Quantum Harmonic Oscillator – Proof of Average Kinetic and Potential Energy Equality

energyharmonic-oscillatorpotential energyquantum mechanicsvirial-theorem

Is there a simple way to explain why the expectation of the kinetic energy equals the one of the potential energy in the quantum harmonic oscillator? I would like to find a simpler explanation than saying it is a consequence of the virial theorem, since that one is not so easy to prove.

Best Answer

I don't know if this what you are looking for, but one can go to dimensionless position and momentum operators ($\tilde{p} = p/\sqrt{\hbar m \omega}$, $\tilde{x} = \sqrt{ m \omega/\hbar}\;x$) and have the Hamiltonian as $H = \frac{\hbar \omega}{2} \left(\tilde{p}^2 + \tilde{x}^2\right)$ and then you can see that there is a nice symmetry here where you can rotate in the $(\tilde{x}, \tilde{p})$ space and leave the Hamiltonian unchanged.

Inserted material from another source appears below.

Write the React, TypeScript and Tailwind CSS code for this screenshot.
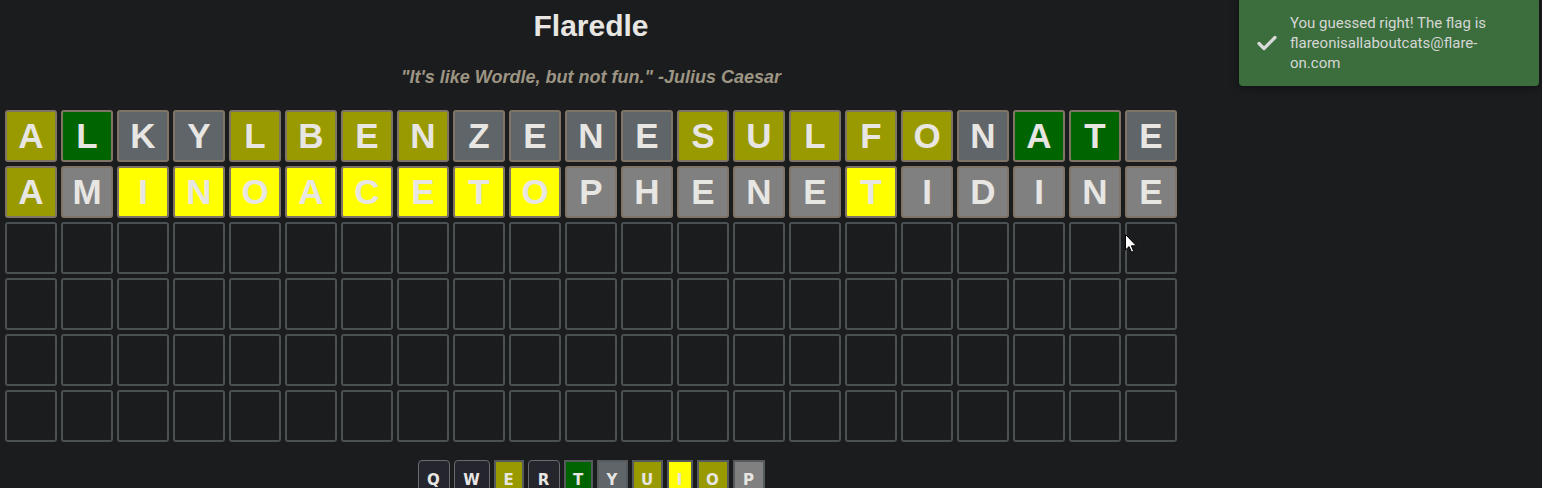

The symmetry under changing $\tilde{x}$ with $\tilde{p}$ and vice-versa is just replacing kinetic and potential energy, but as this is a symmetry it is clear they need to be identical for the eigenstates of the Hamiltonian.

As a nice side-note, this is also why the eigenfunctions of the Harmonic oscillator are eigenfunctions of the Fourier transform. Because FT just goes from momentum to position basis, but for the Harmonic oscillators they are the same.